**TASK:** Output the material word for word. Leave each picture out.

* BEGIN *

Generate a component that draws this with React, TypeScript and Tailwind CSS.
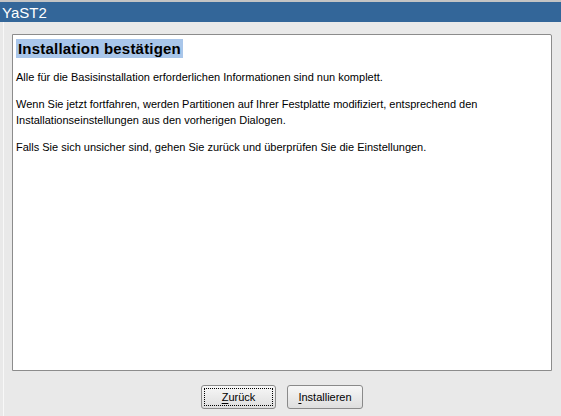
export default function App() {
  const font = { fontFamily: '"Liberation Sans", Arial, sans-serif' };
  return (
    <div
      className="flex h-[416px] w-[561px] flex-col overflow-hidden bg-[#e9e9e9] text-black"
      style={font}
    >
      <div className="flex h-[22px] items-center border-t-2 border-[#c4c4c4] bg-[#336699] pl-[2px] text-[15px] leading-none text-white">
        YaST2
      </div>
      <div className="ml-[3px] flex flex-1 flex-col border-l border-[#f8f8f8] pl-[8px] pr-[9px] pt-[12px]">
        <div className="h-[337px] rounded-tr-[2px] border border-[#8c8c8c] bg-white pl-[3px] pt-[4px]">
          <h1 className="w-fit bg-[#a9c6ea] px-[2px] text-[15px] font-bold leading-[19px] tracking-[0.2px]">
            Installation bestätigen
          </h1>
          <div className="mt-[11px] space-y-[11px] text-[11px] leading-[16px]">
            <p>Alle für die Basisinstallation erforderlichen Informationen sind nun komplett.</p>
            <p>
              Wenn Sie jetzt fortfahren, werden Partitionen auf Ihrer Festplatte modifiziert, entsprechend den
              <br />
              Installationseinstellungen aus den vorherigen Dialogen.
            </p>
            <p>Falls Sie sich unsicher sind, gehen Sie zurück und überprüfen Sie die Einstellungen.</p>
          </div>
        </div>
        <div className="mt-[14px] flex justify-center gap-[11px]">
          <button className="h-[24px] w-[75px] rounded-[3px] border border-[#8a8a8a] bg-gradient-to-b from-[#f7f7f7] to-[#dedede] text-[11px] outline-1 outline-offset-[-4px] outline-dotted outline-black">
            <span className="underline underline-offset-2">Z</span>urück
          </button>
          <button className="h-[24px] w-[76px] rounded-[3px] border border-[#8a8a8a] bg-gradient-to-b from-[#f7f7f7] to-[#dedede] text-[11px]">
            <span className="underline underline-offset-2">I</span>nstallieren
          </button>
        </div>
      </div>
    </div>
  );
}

* END *

**FULL OUTPUT:**
Generate a component that draws this with React, TypeScript and Tailwind CSS.
export default function App() {
  const font = { fontFamily: '"Liberation Sans", Arial, sans-serif' };
  return (
    <div
      className="flex h-[416px] w-[561px] flex-col overflow-hidden bg-[#e9e9e9] text-black"
      style={font}
    >
      <div className="flex h-[22px] items-center border-t-2 border-[#c4c4c4] bg-[#336699] pl-[2px] text-[15px] leading-none text-white">
        YaST2
      </div>
      <div className="ml-[3px] flex flex-1 flex-col border-l border-[#f8f8f8] pl-[8px] pr-[9px] pt-[12px]">
        <div className="h-[337px] rounded-tr-[2px] border border-[#8c8c8c] bg-white pl-[3px] pt-[4px]">
          <h1 className="w-fit bg-[#a9c6ea] px-[2px] text-[15px] font-bold leading-[19px] tracking-[0.2px]">
            Installation bestätigen
          </h1>
          <div className="mt-[11px] space-y-[11px] text-[11px] leading-[16px]">
            <p>Alle für die Basisinstallation erforderlichen Informationen sind nun komplett.</p>
            <p>
              Wenn Sie jetzt fortfahren, werden Partitionen auf Ihrer Festplatte modifiziert, entsprechend den
              <br />
              Installationseinstellungen aus den vorherigen Dialogen.
            </p>
            <p>Falls Sie sich unsicher sind, gehen Sie zurück und überprüfen Sie die Einstellungen.</p>
          </div>
        </div>
        <div className="mt-[14px] flex justify-center gap-[11px]">
          <button className="h-[24px] w-[75px] rounded-[3px] border border-[#8a8a8a] bg-gradient-to-b from-[#f7f7f7] to-[#dedede] text-[11px] outline-1 outline-offset-[-4px] outline-dotted outline-black">
            <span className="underline underline-offset-2">Z</span>urück
          </button>
          <button className="h-[24px] w-[76px] rounded-[3px] border border-[#8a8a8a] bg-gradient-to-b from-[#f7f7f7] to-[#dedede] text-[11px]">
            <span className="underline underline-offset-2">I</span>nstallieren
          </button>
        </div>
      </div>
    </div>
  );
}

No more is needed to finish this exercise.